What you need to do
Transcribe the material verbatim in full; the pictures do not belong in the copy.
= = = = =
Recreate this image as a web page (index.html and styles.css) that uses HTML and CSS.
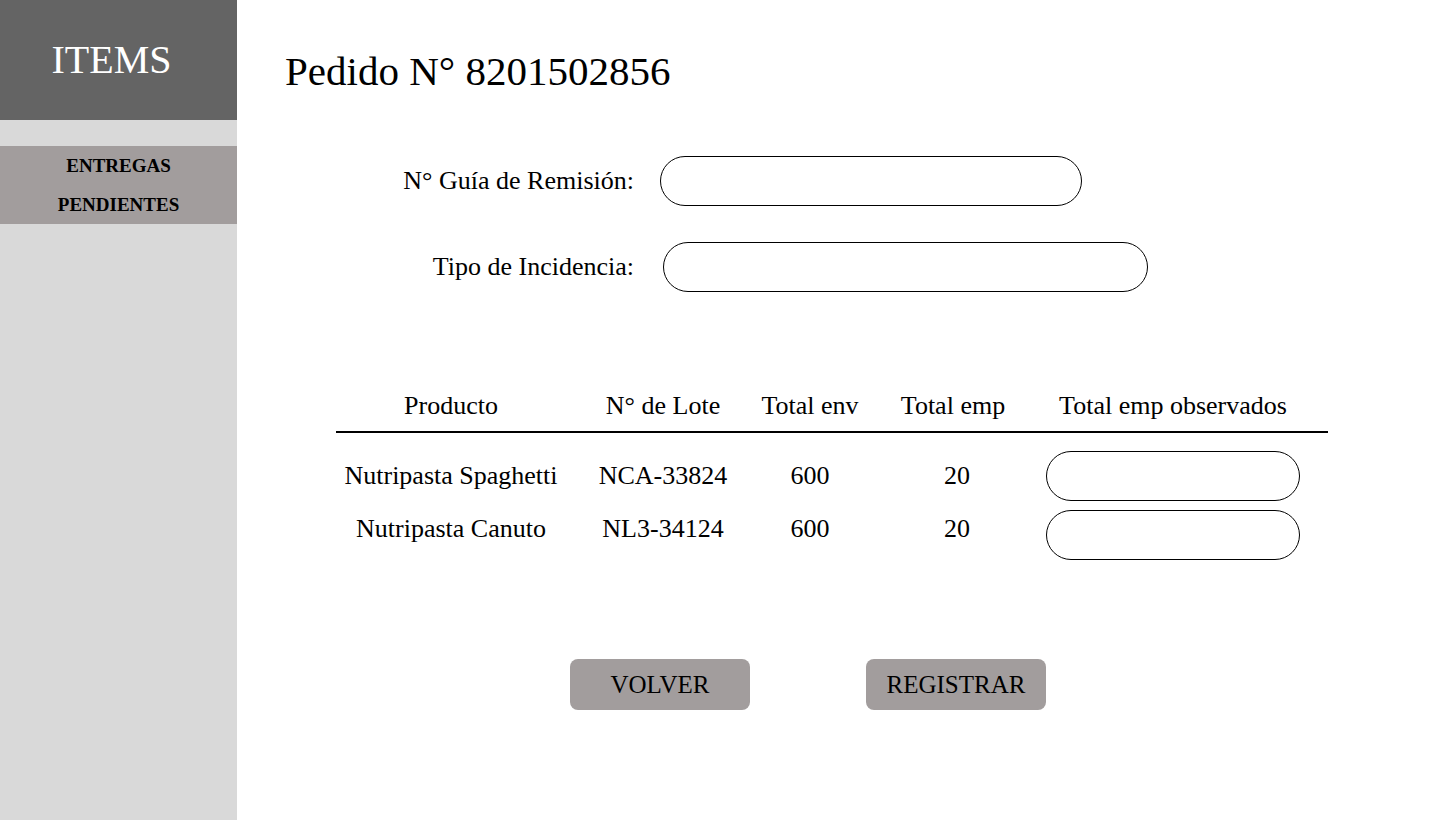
FILE: index.html
```html
<!DOCTYPE html>
<html lang="es">
<head>
<meta charset="utf-8">
<title>Pedido</title>
<link rel="stylesheet" href="styles.css">
</head>
<body>
<aside class="sidebar">
  <div class="brand">ITEMS</div>
  <nav class="nav">
    <div class="nav-item">ENTREGAS<br>PENDIENTES</div>
  </nav>
</aside>
<main class="main">
  <h1 class="title">Pedido N° 8201502856</h1>
  <div class="form">
    <div class="field">
      <label class="label">N° Guía de Remisión:</label>
      <div class="pill input-guia"></div>
    </div>
    <div class="field">
      <label class="label">Tipo de Incidencia:</label>
      <div class="pill input-tipo"></div>
    </div>
  </div>
  <div class="table">
    <div class="thead">
      <div class="cell">Producto</div>
      <div class="cell">N° de Lote</div>
      <div class="cell">Total env</div>
      <div class="cell">Total emp</div>
      <div class="cell">Total emp observados</div>
    </div>
    <div class="trow">
      <div class="cell">Nutripasta Spaghetti</div>
      <div class="cell">NCA-33824</div>
      <div class="cell">600</div>
      <div class="cell num">20</div>
      <div class="pill pill-small"></div>
    </div>
    <div class="trow trow-2">
      <div class="cell up">Nutripasta Canuto</div>
      <div class="cell up">NL3-34124</div>
      <div class="cell up">600</div>
      <div class="cell up num">20</div>
      <div class="pill pill-small"></div>
    </div>
  </div>
  <div class="actions">
    <button class="btn">VOLVER</button>
    <button class="btn">REGISTRAR</button>
  </div>
</main>
</body>
</html>
```

FILE: styles.css
```css
* { box-sizing: border-box; }
html, body { margin: 0; padding: 0; }
body {
  display: flex;
  width: 1440px;
  height: 820px;
  background: #ffffff;
  font-family: "Liberation Serif", "Times New Roman", serif;
  color: #000;
  overflow: hidden;
}
.sidebar {
  width: 237px;
  flex: none;
  background: #d9d9d9;
}
.brand {
  height: 120px;
  background: #646464;
  color: #fff;
  font-size: 40px;
  display: flex;
  align-items: center;
  justify-content: center;
  padding-right: 14px;
  padding-bottom: 2px;
}
.nav { margin-top: 26px; }
.nav-item {
  height: 78px;
  background: #a29d9d;
  text-align: center;
  font-weight: bold;
  font-size: 19px;
  line-height: 39px;
}
.main {
  flex: 1;
  padding: 47px 0 0 48px;
}
.title {
  margin: 0;
  font-weight: normal;
  font-size: 41px;
  line-height: 48px;
}
.form {
  margin-top: 61px;
  display: flex;
  flex-direction: column;
  gap: 36px;
}
.field {
  display: flex;
  align-items: center;
  gap: 26px;
}
.label {
  width: 349px;
  text-align: right;
  font-size: 26px;
}
.pill {
  height: 50px;
  border: 1px solid #000;
  border-radius: 25px;
  background: #fff;
}
.input-guia { width: 422px; }
.input-tipo { width: 485px; margin-left: 3px; }
.table {
  margin-top: 95px;
  margin-left: 51px;
  width: 992px;
}
.thead, .trow {
  display: grid;
  grid-template-columns: 230px 194px 100px 186px 254px;
  align-items: center;
  font-size: 26px;
}
.thead {
  height: 46px;
  padding-bottom: 6px;
  border-bottom: 2px solid #000;
}
.cell {
  text-align: center;
  white-space: nowrap;
}
.num { padding-left: 8px; }
.trow { margin-top: 18px; }
.trow-2 { margin-top: 9px; }
.up { padding-bottom: 12px; }
.actions {
  margin-top: 99px;
  margin-left: 285px;
  display: flex;
  gap: 116px;
}
.btn {
  width: 180px;
  height: 51px;
  border: none;
  border-radius: 8px;
  background: #a29d9d;
  font-family: "Liberation Serif", "Times New Roman", serif;
  font-size: 25px;
  color: #000;
  padding: 0;
}
```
= = = = =
Task output
Recreate this image as a web page (index.html and styles.css) that uses HTML and CSS.
FILE: index.html
```html
<!DOCTYPE html>
<html lang="es">
<head>
<meta charset="utf-8">
<title>Pedido</title>
<link rel="stylesheet" href="styles.css">
</head>
<body>
<aside class="sidebar">
  <div class="brand">ITEMS</div>
  <nav class="nav">
    <div class="nav-item">ENTREGAS<br>PENDIENTES</div>
  </nav>
</aside>
<main class="main">
  <h1 class="title">Pedido N° 8201502856</h1>
  <div class="form">
    <div class="field">
      <label class="label">N° Guía de Remisión:</label>
      <div class="pill input-guia"></div>
    </div>
    <div class="field">
      <label class="label">Tipo de Incidencia:</label>
      <div class="pill input-tipo"></div>
    </div>
  </div>
  <div class="table">
    <div class="thead">
      <div class="cell">Producto</div>
      <div class="cell">N° de Lote</div>
      <div class="cell">Total env</div>
      <div class="cell">Total emp</div>
      <div class="cell">Total emp observados</div>
    </div>
    <div class="trow">
      <div class="cell">Nutripasta Spaghetti</div>
      <div class="cell">NCA-33824</div>
      <div class="cell">600</div>
      <div class="cell num">20</div>
      <div class="pill pill-small"></div>
    </div>
    <div class="trow trow-2">
      <div class="cell up">Nutripasta Canuto</div>
      <div class="cell up">NL3-34124</div>
      <div class="cell up">600</div>
      <div class="cell up num">20</div>
      <div class="pill pill-small"></div>
    </div>
  </div>
  <div class="actions">
    <button class="btn">VOLVER</button>
    <button class="btn">REGISTRAR</button>
  </div>
</main>
</body>
</html>
```

FILE: styles.css
```css
* { box-sizing: border-box; }
html, body { margin: 0; padding: 0; }
body {
  display: flex;
  width: 1440px;
  height: 820px;
  background: #ffffff;
  font-family: "Liberation Serif", "Times New Roman", serif;
  color: #000;
  overflow: hidden;
}
.sidebar {
  width: 237px;
  flex: none;
  background: #d9d9d9;
}
.brand {
  height: 120px;
  background: #646464;
  color: #fff;
  font-size: 40px;
  display: flex;
  align-items: center;
  justify-content: center;
  padding-right: 14px;
  padding-bottom: 2px;
}
.nav { margin-top: 26px; }
.nav-item {
  height: 78px;
  background: #a29d9d;
  text-align: center;
  font-weight: bold;
  font-size: 19px;
  line-height: 39px;
}
.main {
  flex: 1;
  padding: 47px 0 0 48px;
}
.title {
  margin: 0;
  font-weight: normal;
  font-size: 41px;
  line-height: 48px;
}
.form {
  margin-top: 61px;
  display: flex;
  flex-direction: column;
  gap: 36px;
}
.field {
  display: flex;
  align-items: center;
  gap: 26px;
}
.label {
  width: 349px;
  text-align: right;
  font-size: 26px;
}
.pill {
  height: 50px;
  border: 1px solid #000;
  border-radius: 25px;
  background: #fff;
}
.input-guia { width: 422px; }
.input-tipo { width: 485px; margin-left: 3px; }
.table {
  margin-top: 95px;
  margin-left: 51px;
  width: 992px;
}
.thead, .trow {
  display: grid;
  grid-template-columns: 230px 194px 100px 186px 254px;
  align-items: center;
  font-size: 26px;
}
.thead {
  height: 46px;
  padding-bottom: 6px;
  border-bottom: 2px solid #000;
}
.cell {
  text-align: center;
  white-space: nowrap;
}
.num { padding-left: 8px; }
.trow { margin-top: 18px; }
.trow-2 { margin-top: 9px; }
.up { padding-bottom: 12px; }
.actions {
  margin-top: 99px;
  margin-left: 285px;
  display: flex;
  gap: 116px;
}
.btn {
  width: 180px;
  height: 51px;
  border: none;
  border-radius: 8px;
  background: #a29d9d;
  font-family: "Liberation Serif", "Times New Roman", serif;
  font-size: 25px;
  color: #000;
  padding: 0;
}
```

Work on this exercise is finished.